En socquettes de sport, la comédienne gradue maladroitement la lumière. Ses premiers pas commencent par former un grand écart historique. Entre le cours classique, où le corps en cours d’abstraction fait trembler le chassé, et la performance moderne où il se libère radicalement du jugement et de l’effet. Plus rhapsodique, le programme juxtapose ensuite des danses en cours d’apprentissage. Celles que « Jérôme » est en train de lui transmettre. Isadora Duncan ou Pina Bausch n’apparaissent pas, dans le négatif de l’image et de l’hommage, comme des icônes inaccessibles. Nulle reproduction ni quête de perfection ici. Les périphrases tâtonnantes du corps semblent même plus vibrantes que leur modèle. Elles immédiatisent la grammaire gestuelle.

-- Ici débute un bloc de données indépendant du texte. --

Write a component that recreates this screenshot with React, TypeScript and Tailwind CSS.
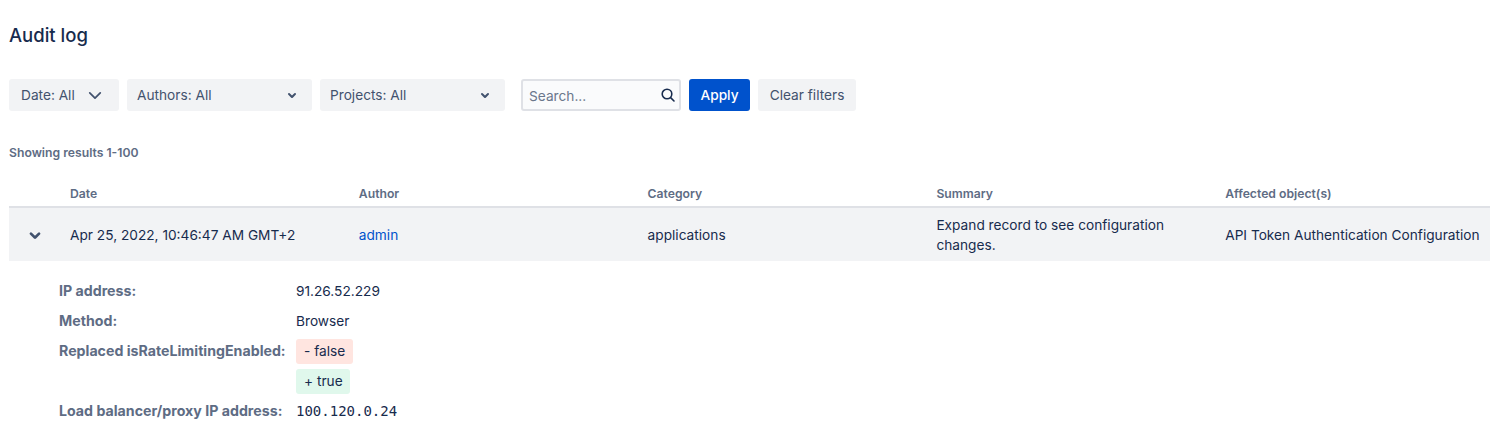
import React from "react";

const Chevron = ({ className = "" }: { className?: string }) => (
  <svg viewBox="0 0 24 24" className={className} fill="currentColor">
    <path d="M8.292 10.293a1.009 1.009 0 0 0 0 1.419l2.939 2.965c.218.215.5.322.779.322s.556-.107.769-.322l2.93-2.955a1.01 1.01 0 0 0 0-1.419.987.987 0 0 0-1.406 0l-2.298 2.317-2.307-2.327a.99.99 0 0 0-1.406 0z" />
  </svg>
);

const ThinChevron = () => (
  <svg viewBox="0 0 16 10" className="w-[14px] h-[9px] text-[#42526e]" fill="none" stroke="currentColor" strokeWidth="2" strokeLinecap="round" strokeLinejoin="round">
    <path d="M2 2 L8 8 L14 2" />
  </svg>
);

const Search = () => (
  <svg viewBox="0 0 16 16" className="w-4 h-4 text-[#172b4d]" fill="none" stroke="currentColor" strokeWidth="1.6">
    <circle cx="7" cy="7" r="4.8" />
    <path d="M10.6 10.6 L14 14" strokeLinecap="round" />
  </svg>
);

const Filter = ({ label, w, big }: { label: string; w: string; big?: boolean }) => (
  <button className={`${w} h-8 rounded-[3px] bg-[#f2f3f5] flex items-center justify-between text-[#42526e] text-[13.7px] ${big ? "pl-3 pr-[17px]" : "pl-[10px] pr-[8px]"}`}>
    <span>{label}</span>
    {big ? <ThinChevron /> : <Chevron className="w-6 h-6" />}
  </button>
);

const Th = ({ children }: { children: React.ReactNode }) => (
  <div className="w-[288.8px] shrink-0 text-[12.2px] font-semibold text-[#5e6c84]">{children}</div>
);

const Detail = ({ label, children }: { label: string; children: React.ReactNode }) => (
  <div className="flex items-start gap-[10px]">
    <div className="w-[227px] shrink-0 h-[30px] flex items-center text-[14.2px] font-bold text-[#5e6c84] whitespace-nowrap">{label}</div>
    <div className="flex flex-col items-start text-[13.7px] text-[#172b4d]">{children}</div>
  </div>
);

const Value = ({ children, cls = "" }: { children: React.ReactNode; cls?: string }) => (
  <div className={`h-[30px] flex items-center ${cls}`}>{children}</div>
);

export default function App() {
  return (
    <div className="w-[1490px] h-[426px] overflow-hidden bg-white pl-[9px] font-['Inter',sans-serif] text-[#172b4d]">
      <h1 className="pt-[24px] h-[79px] text-[18.5px] leading-[22px] font-medium text-[#172b4d]">Audit log</h1>

      <div className="flex items-center gap-2 h-8">
        <Filter label="Date: All" w="w-[110px]" big />
        <Filter label="Authors: All" w="w-[185px]" />
        <Filter label="Projects: All" w="w-[185px]" />
        <div className="ml-2 w-[160px] h-8 rounded-[3px] border-2 border-[#dfe1e6] bg-[#fafbfc] flex items-center justify-between pl-[6px] pr-[3px] text-[13.7px] text-[#6b778c]">
          <span className="pt-[2px]">Search...</span>
          <Search />
        </div>
        <button className="w-[61px] h-8 rounded-[3px] bg-[#0052cc] text-white text-[13.7px] font-medium">Apply</button>
        <button className="w-[98px] h-8 rounded-[3px] bg-[#f2f3f5] text-[#42526e] text-[13.7px]">Clear filters</button>
      </div>

      <div className="mt-[34px] text-[12.2px] leading-[16px] font-semibold text-[#5e6c84]">Showing results 1-100</div>

      <div className="mt-[24px] flex h-[21px] pl-[61px] border-b-2 border-[#dfe1e6] box-content items-start">
        <Th>Date</Th>
        <Th>Author</Th>
        <Th>Category</Th>
        <Th>Summary</Th>
        <Th>Affected object(s)</Th>
      </div>

      <div className="flex items-center h-[53px] bg-[#f2f3f5] text-[13.7px] text-[#172b4d]">
        <div className="w-[61px] shrink-0 flex pl-[14px] text-[#42526e]">
          <Chevron className="w-6 h-6 scale-[1.35]" />
        </div>
        <div className="w-[288.8px] shrink-0 pt-[2px]">Apr 25, 2022, 10:46:47 AM GMT+2</div>
        <div className="w-[288.8px] shrink-0 pt-[2px] text-[#0052cc]">admin</div>
        <div className="w-[288.8px] shrink-0 pt-[2px]">applications</div>
        <div className="w-[288.8px] shrink-0 pr-[40px] leading-5">Expand record to see configuration changes.</div>
        <div className="whitespace-nowrap pt-[2px]">API Token Authentication Configuration</div>
      </div>

      <div className="pl-[50px] pt-[15px]">
        <Detail label="IP address:"><Value>91.26.52.229</Value></Detail>
        <Detail label="Method:"><Value>Browser</Value></Detail>
        <Detail label="Replaced isRateLimitingEnabled:">
          <Value><span className="h-[25px] px-2 rounded-[3px] bg-[#ffe5e0] flex items-center">- false</span></Value>
          <Value><span className="h-[25px] pl-2 pr-[7px] rounded-[3px] bg-[#e0f8ec] flex items-center">+ true</span></Value>
        </Detail>
        <Detail label="Load balancer/proxy IP address:">
          <Value cls="font-['DejaVu_Sans_Mono',monospace] text-[14px]">100.120.0.24</Value>
        </Detail>
      </div>
    </div>
  );
}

L’extrême finesse dramaturgique de Jérôme Bel réside dans les glissements permanents qu’il suggère entre les arts dramatiques et chorégraphiques. Sans jamais faire discourir la comédienne sur son rapport professionnel à la danse, il révèle à quel point la parole théâtrale elle-même peut rejoindre le mystère du geste, lorsqu’elle fait du langage une ébullition irrésolue. Les ekphrasis chorégraphiques, où Valérie Dréville médiatise verbalement des vidéos YouTube, constituent alors elles-aussi des « danses pour une actrice. » « Que va-t-elle faire ? » se demande la comédienne en observant les « convulsions » et les « spasmes » d’une femme énigmatique qui se « bat contre quelque chose » (regardant le « Sacre du printemps » de Pina Bausch). Cette ouverture inquiétante du corps donne à ces instants narratifs et descriptifs une théâtralité inédite, où la présence spectrale et tragique de Valérie Dréville remet en branle nos plus grands souvenirs chorégraphiques.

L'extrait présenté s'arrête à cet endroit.